In the States, I say, the right has always taken potshots at the “socialist paradise” of Scandinavia by saying that everyone commits suicide there.

“It’s not a lie,” Jensen replies equably. “If you are making a poll asking people about their lives here, everybody says they are happy. The only thing that doesn’t match with that is the suicide statistics. It’s a society where if you’re sitting next to somebody in a bus, you never talk to him. You isolate yourself a lot. That’s part of the mentality. And we are not good at talking about how we feel. Even though someone’s getting ready to hang himself, he will claim everything’s fine.”

Is this because of the character of the people, or a result of the government system?

“I don’t know what’s a consequence of what, but I’m sure that if it was not as stable a country, probably we would need to be a little bit outgoing, just to survive.”
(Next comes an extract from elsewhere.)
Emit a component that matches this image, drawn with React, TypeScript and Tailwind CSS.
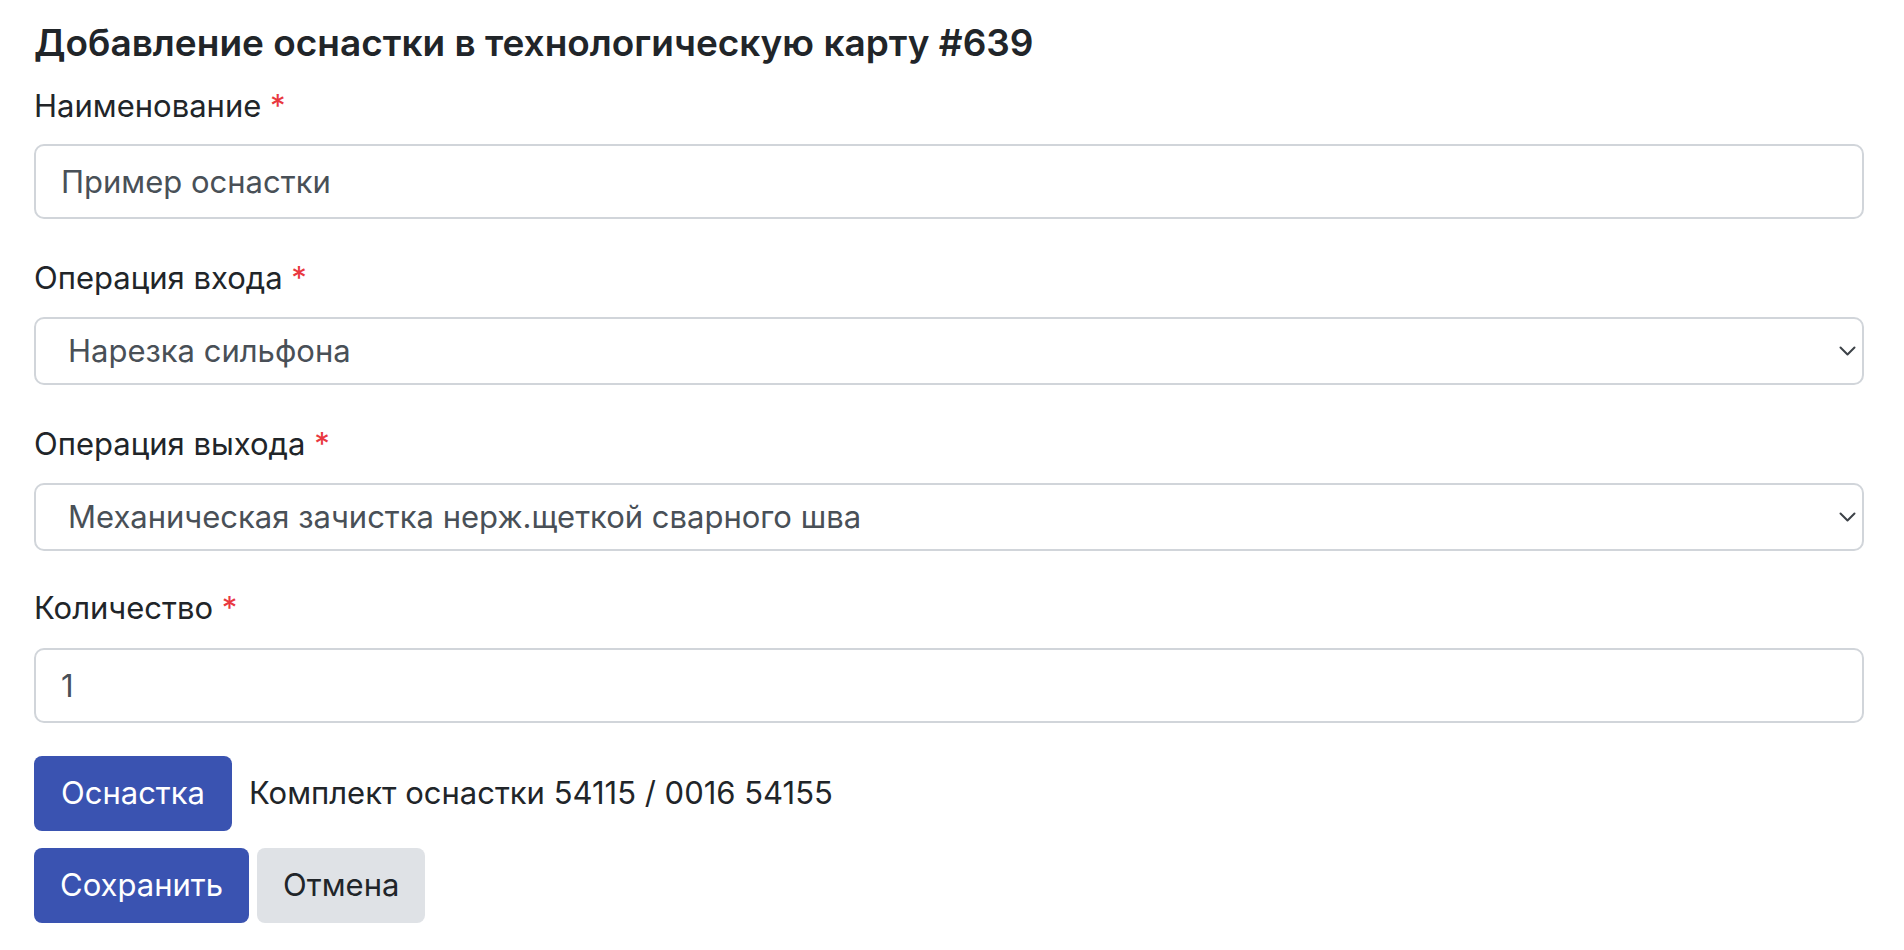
import { ChangeEvent, useState } from "react";

const operations = [
  "Нарезка сильфона",
  "Механическая зачистка нерж.щеткой сварного шва",
];

function Label({ text }: { text: string }) {
  return (
    <label className="block text-[31px] leading-[46px] text-[#212529]">
      {text} <span className="text-[#e9383f]">*</span>
    </label>
  );
}

function Chevron() {
  return (
    <svg
      className="pointer-events-none absolute right-[8px] top-1/2 -translate-y-1/2"
      width="17"
      height="10"
      viewBox="0 0 17 10"
      fill="none"
    >
      <path
        d="M1.5 1.5 L8.5 8.5 L15.5 1.5"
        stroke="#3d4248"
        strokeWidth="2"
        strokeLinecap="round"
        strokeLinejoin="round"
      />
    </svg>
  );
}

function SelectField({
  label,
  value,
  onChange,
  className,
}: {
  label: string;
  value: string;
  onChange: (v: string) => void;
  className: string;
}) {
  return (
    <div className={className}>
      <Label text={label} />
      <div className="relative mt-[16px]">
        <select
          value={value}
          onChange={(e: ChangeEvent<HTMLSelectElement>) => onChange(e.target.value)}
          className="block h-[68px] w-full appearance-none rounded-[10px] border-2 border-[#d1d5da] bg-white pl-[32px] pr-[40px] text-[31px] text-[#495057] outline-none"
        >
          {operations.map((op) => (
            <option key={op} value={op}>
              {op}
            </option>
          ))}
        </select>
        <Chevron />
      </div>
    </div>
  );
}

export default function App() {
  const [name, setName] = useState("Пример оснастки");
  const [opIn, setOpIn] = useState(operations[0]);
  const [opOut, setOpOut] = useState(operations[1]);
  const [count, setCount] = useState("1");

  return (
    <div
      className="bg-white pl-[34px] pr-[40px] pt-[21px] text-[#212529]"
      style={{ fontFamily: "Inter, 'Noto Sans', sans-serif" }}
    >
      <h4 className="mb-[18px] text-[37px] font-semibold leading-[44px]">
        Добавление оснастки в технологическую карту #639
      </h4>

      <div className="mb-[36px]">
        <Label text="Наименование" />
        <input
          value={name}
          onChange={(e) => setName(e.target.value)}
          className="mt-[15px] block h-[75px] w-full rounded-[10px] border-2 border-[#d1d5da] bg-white px-[25px] text-[31px] text-[#495057] outline-none"
        />
      </div>

      <SelectField label="Операция входа" value={opIn} onChange={setOpIn} className="mb-[36px]" />
      <SelectField label="Операция выхода" value={opOut} onChange={setOpOut} className="mb-[34px]" />

      <div className="mb-[33px]">
        <Label text="Количество" />
        <input
          value={count}
          onChange={(e) => setCount(e.target.value)}
          className="mt-[17px] block h-[75px] w-full rounded-[10px] border-2 border-[#d1d5da] bg-white px-[25px] text-[31px] text-[#495057] outline-none"
        />
      </div>

      <div className="flex items-center gap-[17px]">
        <button className="h-[75px] rounded-[8px] bg-[#3a53b1] px-[27px] text-[31px] text-white">
          Оснастка
        </button>
        <span className="text-[31px]">Комплект оснастки 54115 / 0016 54155</span>
      </div>

      <div className="mt-[17px] flex gap-[8px]">
        <button className="h-[75px] rounded-[8px] bg-[#3a53b1] px-[26px] text-[31px] text-white">
          Сохранить
        </button>
        <button className="h-[75px] rounded-[8px] bg-[#dfe2e6] px-[26px] text-[31px] text-[#212529]">
          Отмена
        </button>
      </div>
    </div>
  );
}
Denmark is slightly less stable than it used to be, however, due in part to the immigration of Turks, Palestinians, Somalis, Iranians, Nigerians and others that started in the 1970s and has now become a politically volatile issue. Though it accepts fewer immigrants per capita than any nation in Europe (approximately 32,000 per year), and immigrants as a whole make up only 5 percent of the population, Denmark has the continent’s toughest anti-immigration laws. Requirements for asylum have been tightened, funding to ethnic minority groups withdrawn, the waiting period for permanent residency extended from three to seven years, residency permits for “foreign missionaries” (i.e., imams) restricted, and — incredibly — laws put in place making it illegal for a Dane under the age of 24 to marry a foreigner.